Slow-cooked Chicken Tortilla Soup

Slow down your moving too fast…..

Slow down, you move too fast
You got to make the morning last
Just kicking down the cobblestones
Looking for fun and feeling groovy
Ba da-da da-da da-da, feeling groovy…..

–Simon and Garfunkel’s “The 59th Street Bridge Song (Feeling’ Groovy)

I woke up one morning before Christmas thinking “why does time seem to go by so fast”. After a little internet search (I knew there had to be an answer there) I came up with two article from Huffington Post.

It’s always bothered me that with a wink of an eye the day is gone, then the week, month, and before you know it, it’s Christmas again. At my age I want to put the brakes on things and enjoy and remember all the things that tend to flash by the window while we are driving/sailing/flying through life.

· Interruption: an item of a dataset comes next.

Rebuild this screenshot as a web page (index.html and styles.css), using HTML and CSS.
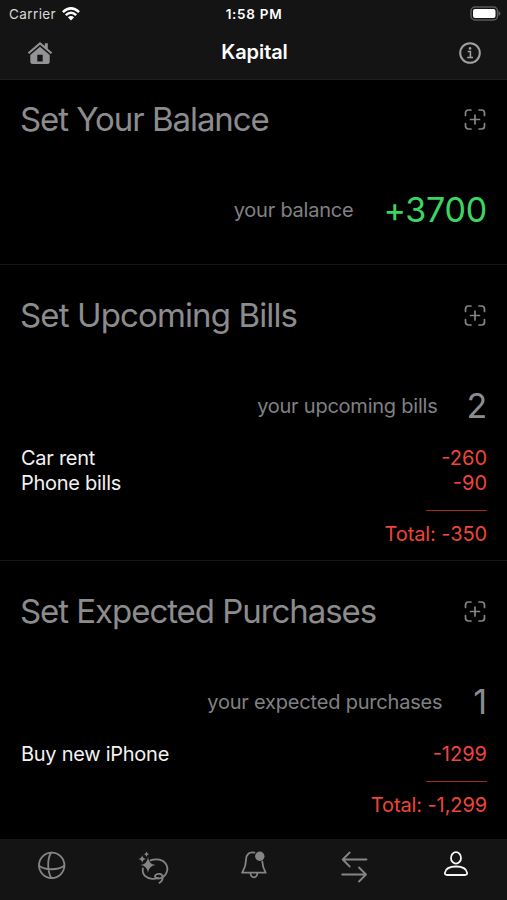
FILE: index.html
```html
<!DOCTYPE html>
<html lang="en">
<head>
<meta charset="utf-8">
<title>Kapital</title>
<link rel="stylesheet" href="styles.css">
</head>
<body>
<div class="app">
  <header class="header">
    <div class="status">
      <div class="carrier"><span>Carrier</span>
        <svg class="wifi" width="18" height="14" viewBox="0 0 18 14" fill="none" stroke="#fff" stroke-width="2.5"><path d="M.9 5.2Q9-2.4 17.100 5.200M3.800 8.200Q9 3.400 14.200 8.200"/><path d="M5.900 10.200Q9 7.700 12.100 10.200L9 13.400Z" fill="#fff" stroke="none"/></svg>
      </div>
      <span class="time">1:58 PM</span>
      <div class="battery-wrap"><svg width="31" height="16" viewBox="0 0 31 16"><rect x="1" y="1" width="26.500" height="13" rx="4" fill="#141414" stroke="#5a5a5a" stroke-width="1.500"/><rect x="3" y="3" width="22.500" height="9" rx="2" fill="#fff"/><path d="M28.500 5q2 .6 2 2.500t-2 2.500z" fill="#5a5a5a"/></svg></div>
    </div>
    <div class="navbar">
      <svg width="26" height="24" viewBox="0 0 26 24" fill="#939396"><path d="M.8 11.500 13 .9l4.800 4.200V2.200h3v5.500l4.400 3.800-1.400 1.500L13 3.700 2.200 13z"/><path fill-rule="evenodd" d="M13 5.700l9.700 8.300v6.500q0 2.500-2.500 2.500H5.800q-2.500 0-2.500-2.500V14zm-2.700 8v6.800h5.400v-6.800z"/></svg>
      <h1 class="title">Kapital</h1>
      <svg width="24" height="24" viewBox="0 0 24 24" fill="none" stroke="#a0a0a3" stroke-width="2"><circle cx="12" cy="12" r="9.800"/><path d="M9.700 10.500h2.700v6M9.200 16.500h5.800" stroke-width="1.600"/><circle cx="12" cy="7.400" r="1.300" fill="#a0a0a3" stroke="none"/></svg>
    </div>
  </header>
  <main>
    <section class="card balance">
      <div class="heading"><h2>Set Your Balance</h2><svg class="add" viewBox="0 0 22 22"><path d="M1.500 7.500V5q0-3 3-3H7M15 2h2.500q3 0 3 3v2.500M20.500 15.500V18q0 3-3 3H15M7 21H4.500q-3 0-3-3v-2.500M11 7v9M6.500 11.500h9"/></svg></div>
      <div class="summary"><span>your balance</span><strong class="plus">+3700</strong></div>
    </section>
    <section class="card bills">
      <div class="heading"><h2>Set Upcoming Bills</h2><svg class="add" viewBox="0 0 22 22"><path d="M1.500 7.500V5q0-3 3-3H7M15 2h2.500q3 0 3 3v2.500M20.500 15.500V18q0 3-3 3H15M7 21H4.500q-3 0-3-3v-2.500M11 7v9M6.500 11.500h9"/></svg></div>
      <div class="summary"><span>your upcoming bills</span><strong>2</strong></div>
      <ul class="list"><li><span>Car rent</span><b>-260</b></li><li><span>Phone bills</span><b>-90</b></li></ul>
      <div class="total">Total: -350</div>
    </section>
    <section class="card purchases">
      <div class="heading"><h2>Set Expected Purchases</h2><svg class="add" viewBox="0 0 22 22"><path d="M1.500 7.500V5q0-3 3-3H7M15 2h2.500q3 0 3 3v2.500M20.500 15.500V18q0 3-3 3H15M7 21H4.500q-3 0-3-3v-2.500M11 7v9M6.500 11.500h9"/></svg></div>
      <div class="summary"><span>your expected purchases</span><strong>1</strong></div>
      <ul class="list"><li><span>Buy new iPhone</span><b>-1299</b></li></ul>
      <div class="total">Total: -1,299</div>
    </section>
  </main>
  <nav class="tabs">
    <svg viewBox="0 0 36 36"><circle cx="17.700" cy="18.300" r="12.700"/><path d="M17.200 5.600c-4 6-4 18 0 25.400M5 18.800c6 4.600 19 4.600 25.400 0"/></svg>
    <svg viewBox="0 0 36 36"><path d="M15.500 13.300c6-2 12.500-.6 15.100 3.200 3.700 5.400 1 12.500-4.600 14.500-4 1.400-7.300-.7-5.500-2.900 2-2.300 7-1.300 7.200 1.900.1 2.400-1 4.500-3.200 5.700M7.800 21.500c-.7 6.500 3.400 10 9.400 10.400 2.200.1 4.200-.2 5.800-.9"/><path class="solid" d="M13 10q.8 7.200 7.500 8-6.700.8-7.500 8-.8-7.200-7.500-8 6.700-.8 7.500-8zM7.200 8q.4 3.600 3.800 4-3.400.4-3.800 4-.4-3.600-3.800-4 3.400-.4 3.800-4zM11.500 4.500q.4 2.400 2.500 2.700-2.100.3-2.500 2.700-.4-2.400-2.500-2.700 2.100-.3 2.500-2.700z"/></svg>
    <svg viewBox="0 0 36 36"><path d="M18.500 5.600c-5.200-1.300-8.500 2-8.500 7.400 0 6.500-1.500 8.500-3.900 12.700h23.600c-2.400-4-3.200-6-3.400-11.200M14.400 26c.5 5.700 6.500 5.700 7 0"/><circle class="solid" cx="23.800" cy="9.200" r="4.700"/></svg>
    <svg viewBox="0 0 36 36"><path d="M29.500 12.500H5.700M12.700 5.500l-7 7 7 7M5.200 27.500H29M22 20.500l7 7-7 7"/></svg>
    <svg class="active" viewBox="0 0 36 36"><ellipse cx="18" cy="10.900" rx="5" ry="5.700"/><path d="M9.100 28h17.800q2.500 0 2.200-2.200C28.400 21.500 23.500 19.500 18 19.500S7.600 21.500 6.900 25.800q-.3 2.200 2.200 2.200z"/></svg>
  </nav>
</div>
</body>
</html>
```

FILE: styles.css
```css
* { box-sizing: border-box; }
body { margin: 0; background: #000; font-family: Inter, "Liberation Sans", sans-serif; }
h1, h2, ul { margin: 0; padding: 0; }
.app { width: 507px; height: 900px; display: flex; flex-direction: column; overflow: hidden; }
main { flex: 1; }
.header { height: 80px; flex: none; background: #141414; border-bottom: 1px solid #1f1f1f; color: #fff; }
.status { height: 27px; padding: 0 6px 0 9px; display: grid; grid-template-columns: 1fr auto 1fr; align-items: center; font-size: 13.5px; }
.carrier { display: flex; align-items: center; gap: 6px; color: #d8d8d8; letter-spacing: .4px; }
.wifi { display: block; }
.time { font-weight: 600; font-size: 13.5px; letter-spacing: .7px; margin-right: 2px; }
.battery-wrap { display: flex; justify-content: flex-end; }
.navbar { height: 51px; padding: 0 25px 0 27px; display: flex; align-items: center; justify-content: space-between; }
.title { font-size: 20px; font-weight: 600; line-height: 24px; letter-spacing: -.1px; padding: 0 2px 1px 0; }
.card { padding: 0 20px 0 21px; border-bottom: 1px solid #141414; }
.balance { height: 185px; padding-top: 16px; }
.bills { height: 296px; padding-top: 27px; }
.purchases { height: 278px; padding-top: 27px; border: 0; }
.heading { height: 46px; display: flex; justify-content: space-between; align-items: center; }
h2 { margin-left: -1px; font-size: 33px; font-weight: 400; color: #8c8c8f; letter-spacing: -1.05px; white-space: nowrap; }
.bills h2 { letter-spacing: -.87px; }
.add { width: 22px; height: 22px; margin-right: 1px; fill: none; stroke: #858587; stroke-width: 1.7; stroke-linecap: round; }
.summary { height: 44px; margin-top: 45px; display: flex; justify-content: flex-end; align-items: center; gap: 30px; color: #818184; font-size: 20px; letter-spacing: -.23px; }
.summary span { padding-top: 2px; }
.summary strong { font-size: 34px; font-weight: 400; color: #8c8c8f; }
.bills .summary { gap: 29px; }
.purchases .summary { gap: 31px; letter-spacing: -.2px; }
.summary .plus { color: #3bd662; }
.list { list-style: none; margin-top: 19px; color: #f2f2f2; font-size: 20px; line-height: 25px; letter-spacing: -.27px; }
.list li { display: flex; justify-content: space-between; }
.list b { font-weight: 400; color: #ee453b; letter-spacing: 0; }
.total { position: relative; margin-top: 14px; padding-top: 12px; color: #ee453b; font-size: 20px; line-height: 25px; text-align: right; letter-spacing: -.1px; }
.total::before { content: ""; position: absolute; top: 0; right: 0; width: 61px; height: 1px; background: #a02923; }
.tabs { height: 61px; flex: none; padding: 8px 0 0 1px; background: #141414; display: grid; grid-template-columns: repeat(5, 1fr); justify-items: center; }
.tabs svg { width: 36px; height: 36px; overflow: visible; fill: none; stroke: #858587; stroke-width: 1.8; stroke-linecap: round; stroke-linejoin: round; }
.tabs .solid { fill: #858587; stroke: none; }
.tabs .active { stroke: #f4f4f4; }
```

My goals this year are to slow things down, read a little each day (I don’t read nearly enough) and make a point to not just watch the days drift by. Read these two articles (Why Life Goes By Faster As We Get Older and Simple Mental Trick Can Slow Down Time) and I think it may help you to slow things down a bit.

My word for the year is going to be “slow” or in two words “slow down”. Cooking in a crockpot isn’t exactly what Slow Food Movement had in mind but if you have something simmering away in a crockpot/slow cooker, you will definitely be enjoying those smells and the excitement of anticipating what’s coming out of that pot at the end of the day.